The EPA’s policy statement backs supporting arguments, noting that U.S. forests have historically and continue to serve as a “net sink of carbon.” In 2015, the forest sector offset about 11.2% of gross U.S. greenhouse gas emissions, it says. It also suggests, citing “draft EPA analysis,” that use of various biomass feedstocks for energy at stationary sources can result in “negligible net contribution to atmospheric concentrations of CO2 depending on factors related to feedstock characteristics, production and consumption, and alternative uses.”
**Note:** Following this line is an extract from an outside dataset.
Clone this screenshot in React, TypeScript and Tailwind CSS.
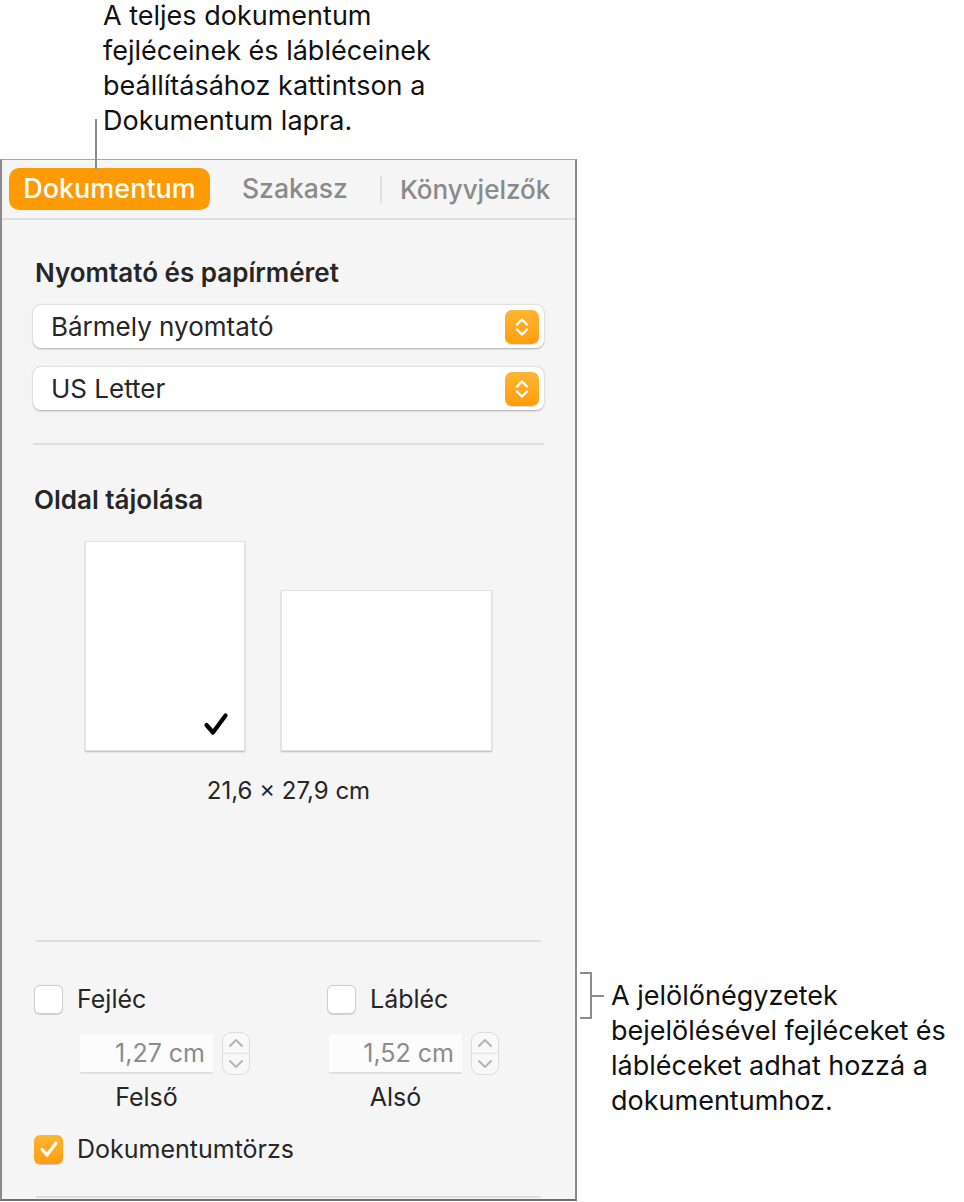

However, it also adds that the agency’s technical work on a framework to assess net atmospheric contribution of biogenic CO2 emissions from biomass feedstocks used by stationary sources for energy production, “has not to date resulted in a workable, applied approach.” The technical work, which was begun in July 2011 as the Obama administration established thresholds for greenhouse gas emissions from stationary sources, is under an ongoing peer review by the EPA’s Science Advisory Board. The board typically has about 45 members, but the Trump administration revamped it to include more industry representation, ousting scientists who received past EPA research grants for “conflicts of interest.” According to the Scientific American, the board had not met in six months as of March 6.
For the biomass power industry, at least, the EPA’s policy statement poses a relief from years of regulatory uncertainty. The Biomass Power Association (BPA), a trade association whose 40 members in 22 states own or operate more than half the U.S. biomass power fleet, noted regulatory uncertainty has pervaded “despite the abundant scientific evidence of the carbon benefits of using biomass fuel to generate power.”
The BPA, which has sought scientific consensus on the issue, in May 2017 published a study conducted by two professors that found emissions from a biomass power facility using forest residue-based fuel are 115% lower than those of a natural gas facility over one year.
“In recognizing the carbon benefits of biomass and its role in healthy forest management, the federal government joins every state with a Renewable Portfolio Standard, as well as many foreign governments that use biomass to reduce carbon emissions,” it said.